Bug #19580 FULLTEXT search produces wrong results on UTF-8 columns
Submitted: 6 May 2006 14:39 Modified: 22 Jun 2006 16:16
Reporter: Steffen Weber Email Updates:
Status: Closed Impact on me:
None 
Category:MySQL Server Severity:S3 (Non-critical)
Version:4.1.18 OS:Linux (Gentoo Linux)
Assigned to: Sergey Vojtovich CPU Architecture:Any

[6 May 2006 14:39] Steffen Weber
Description:
MySQL handles the characters „ (HTML „) and “ (HTML “) as if they belong to the word in between them, although they should be treated like a blank by the FULLTEXT index.

How to repeat:
Execute the following SQL queries:

CREATE TABLE `fulltext_utf8` (
	`id` INT UNSIGNED NOT NULL AUTO_INCREMENT PRIMARY KEY ,
	`text` VARCHAR( 255 ) NOT NULL ,
	FULLTEXT (`text`)
) ENGINE = MYISAM DEFAULT CHARSET=utf8;
INSERT INTO `fulltext_utf8` VALUES (NULL , '„MySQL“'), (NULL , 'MySQL');
SELECT `id`, `text` FROM `fulltext_utf8` WHERE MATCH (`text`) AGAINST ('MySQL' IN BOOLEAN MODE);

+----+-------+
| id | text  |
+----+-------+
|  2 | MySQL |
+----+-------+
1 row in set (0.00 sec)

As you can see the SELECT statement only matches the second row, although it should match both rows.

Suggested fix:
Treat the mentioned characters as if they were blanks in the FULLTEXT index.
[25 May 2006 18:16] Bugs System
A patch for this bug has been committed.

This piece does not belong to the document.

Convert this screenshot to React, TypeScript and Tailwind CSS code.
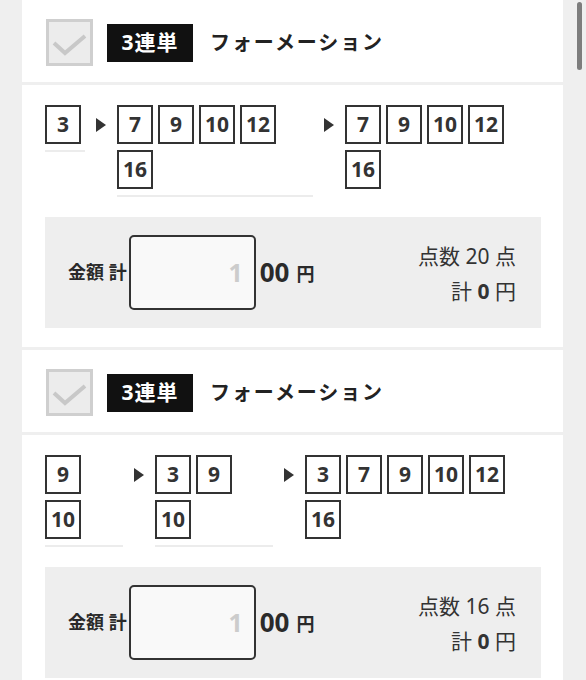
import React from 'react';

interface Column {
  rows: number[][];
  width: string;
  line: boolean;
}

interface Ticket {
  cols: Column[];
  points: number;
}

const tickets: Ticket[] = [
  {
    cols: [
      { rows: [[3]], width: 'w-[40px]', line: true },
      { rows: [[7, 9, 10, 12], [16]], width: 'w-[196px]', line: true },
      { rows: [[7, 9, 10, 12], [16]], width: 'w-[196px]', line: false },
    ],
    points: 20,
  },
  {
    cols: [
      { rows: [[9], [10]], width: 'w-[78px]', line: true },
      { rows: [[3, 9], [10]], width: 'w-[118px]', line: true },
      { rows: [[3, 7, 9, 10, 12], [16]], width: 'w-[210px]', line: false },
    ],
    points: 16,
  },
];

const CheckBox = () => (
  <div className="w-[47px] h-[47px] border-[3px] border-[#cfcfcf] bg-[#ececec] shrink-0">
    <svg width="41" height="41" viewBox="0 0 41 41">
      <polyline points="5,21 16,31 36,14" fill="none" stroke="#c8c8c8" strokeWidth="4" />
    </svg>
  </div>
);

const Arrow = () => (
  <div className="h-[39px] w-[10px] mx-[11px] flex items-center shrink-0">
    <svg width="10" height="14" viewBox="0 0 10 14">
      <polygon points="0,0 10,7 0,14" fill="#333" />
    </svg>
  </div>
);

const NumBox: React.FC<{ n: number }> = ({ n }) => (
  <div className="w-[36px] h-[39px] border-2 border-[#333] flex items-center justify-center text-[21px] font-bold text-[#333] leading-none">
    {n}
  </div>
);

const Horse: React.FC<{ col: Column }> = ({ col }) => (
  <div className={`${col.width} shrink-0 flex flex-col gap-[6px] pb-[6px] border-b-2 ${col.line ? 'border-[#ececec]' : 'border-transparent'}`}>
    {col.rows.map((row, i) => (
      <div key={i} className="flex gap-[5px]">
        {row.map(n => <NumBox key={n} n={n} />)}
      </div>
    ))}
  </div>
);

const Card: React.FC<{ ticket: Ticket }> = ({ ticket }) => (
  <div className="flex flex-col gap-[3px]">
    <div className="bg-white h-[82px] pt-[19px] pl-[24px] flex items-start">
      <div className="flex items-center">
        <CheckBox />
        <div className="ml-[14px] w-[86px] h-[38px] bg-[#111] text-white text-[21px] font-bold flex items-center justify-center tracking-[1px]">
          3連単
        </div>
        <div className="ml-[17px] text-[20px] font-bold text-[#222] tracking-[1.9px]">フォーメーション</div>
      </div>
    </div>
    <div className="bg-white pt-[20px] pb-[19px] pl-[23px] pr-[22px]">
      <div className="flex items-start">
        {ticket.cols.map((col, i) => (
          <React.Fragment key={i}>
            {i > 0 && <Arrow />}
            <Horse col={col} />
          </React.Fragment>
        ))}
      </div>
      <div className="mt-[20px] h-[111px] bg-[#eeeeee] flex items-center justify-between pl-[23px] pr-[25px]">
        <div className="flex items-center text-[#2a2a2a]">
          <span className="text-[18px] font-bold">金額 計</span>
          <div className="ml-[2px] w-[127px] h-[75px] border-2 border-[#333] rounded-[5px] bg-[#f9f9f9] flex items-center justify-end pr-[11px] text-[25px] font-bold text-[#cccccc]">
            1
          </div>
          <span className="ml-[4px] text-[26px] font-bold">00</span>
          <span className="ml-[7px] text-[18px] font-bold mt-[4px]">円</span>
        </div>
        <div className="flex flex-col items-end text-[21px] text-[#333] leading-[35px] mt-[3px]">
          <div>点数 {ticket.points} 点</div>
          <div>計 <span className="font-bold">0</span> 円</div>
        </div>
      </div>
    </div>
  </div>
);

export default function App() {
  return (
    <div className="relative h-[680px] overflow-hidden bg-[#efefef] font-['Noto_Sans','Noto_Sans_CJK_JP',sans-serif]">
      <div className="pl-[22px] pr-[23px] flex flex-col gap-[3px]">
        {tickets.map((t, i) => <Card key={i} ticket={t} />)}
      </div>
      <div className="absolute right-[4px] top-[2px] w-[5px] h-[68px] rounded-full bg-[#7d7d7d]" />
    </div>
  );
}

After review, it may
be pushed to the relevant source trees for release in the next
version. You can access the patch from:

  http://lists.mysql.com/commits/6883
[29 May 2006 11:52] Bugs System
A patch for this bug has been committed. After review, it may
be pushed to the relevant source trees for release in the next
version. You can access the patch from:

  http://lists.mysql.com/commits/6965
[19 Jun 2006 19:05] Sergey Vojtovich
Pushed into tree currently marked as 5.1.12.
[22 Jun 2006 14:39] Sergey Vojtovich
Paul,

since there is a need to rebuild index only, REPAIR TABLE tbl_name QUICK is fine.
[22 Jun 2006 16:16] Paul DuBois
Noted in 5.1.12 changelog, and in the upgrading-to-5.1
section.

Incompatible change: For utf8 columns, the full-text parser
incorrectly considered several non-word punctuation and whitespace
characters as word characters, causing some searches to return
incorrect results.

The fix involves a change to the full-text parser, so any tables that
have FULLTEXT indexes on utf8 columns must be repaired with REPAIR
TABLE:  

REPAIR TABLE tbl_name QUICK;
[13 Jun 2007 8:33] Sergey Vojtovich
BUG#28861 was marked as duplicate.